Je ne n’invente rien lorsque je dis que les jeux économiques et les politiques publiques sont des domaines étrangers à l’esprit de ceux qui nous gouvernent. Aucun des deux (Carthage et La Kasba) n’a un vrai Staff de conseillers. Le résultat, le règne des solutions inefficaces et à la limite de l’insensé. A mon avis la suite logique de tout cela : le club de Paris. C’était largement évitable il y a un an. Cela signifie que pour la première fois, c’est un rééchelonnement des dettes, c’est une mise sous tutelle et des solutions draconiennes : privatisation, levée des subventions, licenciements. Ce ne serait pas un jeu facile. Or, la seule ressource du pays c’était sa stabilité économique et sécuritaire. Cela signifie qu’on va s’enfoncer dans une autre crise plus dangereuse.
L’actuel régime a échoué et ne pourra pas faire plus, ne fera ni plus ni mieux. Comme ses prédécesseurs qui attendent dans les antichambres un miraculeux retour, il doit s’en aller et préserver le pays d’un inéluctable effondrement s’il se maintenait. Les anciens, doivent eux aussi quitter la scène. Plus personne ne pourra les tolérer. Les élections du 17 décembre (encore un fétichisme des dates), qui ne seront pas le miracle qui va remplir les poches et les ventres.
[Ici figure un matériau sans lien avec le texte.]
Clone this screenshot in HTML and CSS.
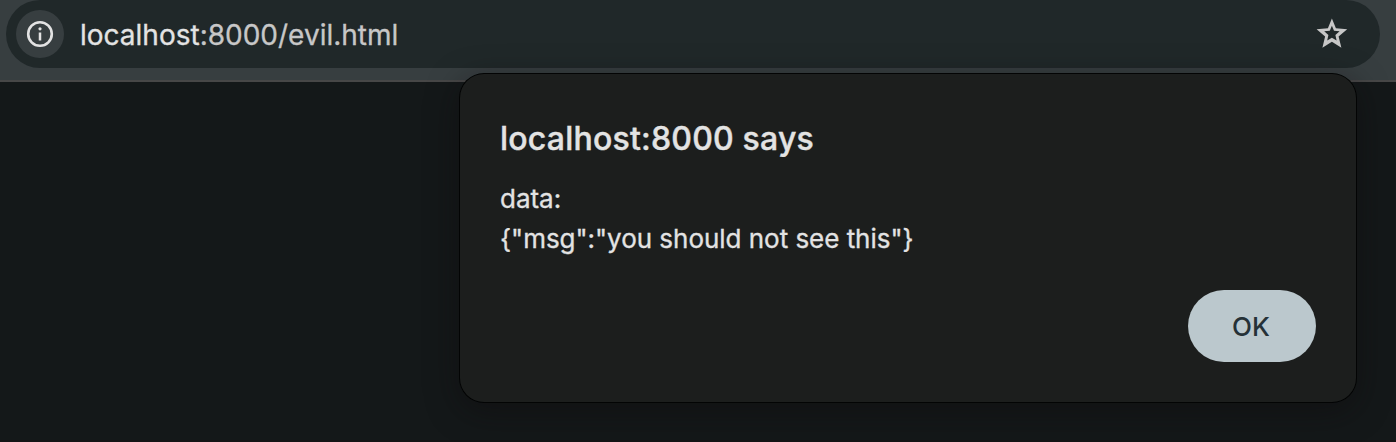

Elles couteront plus qu’elles ne rapporteront.
Que faire ?
Le salut ne peut venir qu’avec la participation des forces vives du pays (Ce n’est pas l’affaire du Président tout seul ni de ceux chargés de la campagne tefsiria !) :
- Un gouvernement de salut national provisoire, en charge de sauver le pays et qui mettra en œuvre une économie d’urgence pour sauver les classes nécessiteuses et les classes moyennes, un redressement de la production nationale, une guerre contre les mafias et un vrai contrôle des frontières. Il aura pour charge de revenir aux fondamentaux socio-économiques, diplomatiques et sécuritaires du pays.
- Une loi électorale, préparée par un groupe d’experts indépendants, à l’instar des pays démocratiques.
- Des élections présidentielles avancées.
Ce sont les trois urgences pour le pays, le reste est à mon avis, dérisoire, sauf à croire qu’un code électoral sera meilleur que la constitution qu’on nous a infligée, ou que tous les deux rempliraient les marmites. On peut avoir des doutes légitimes.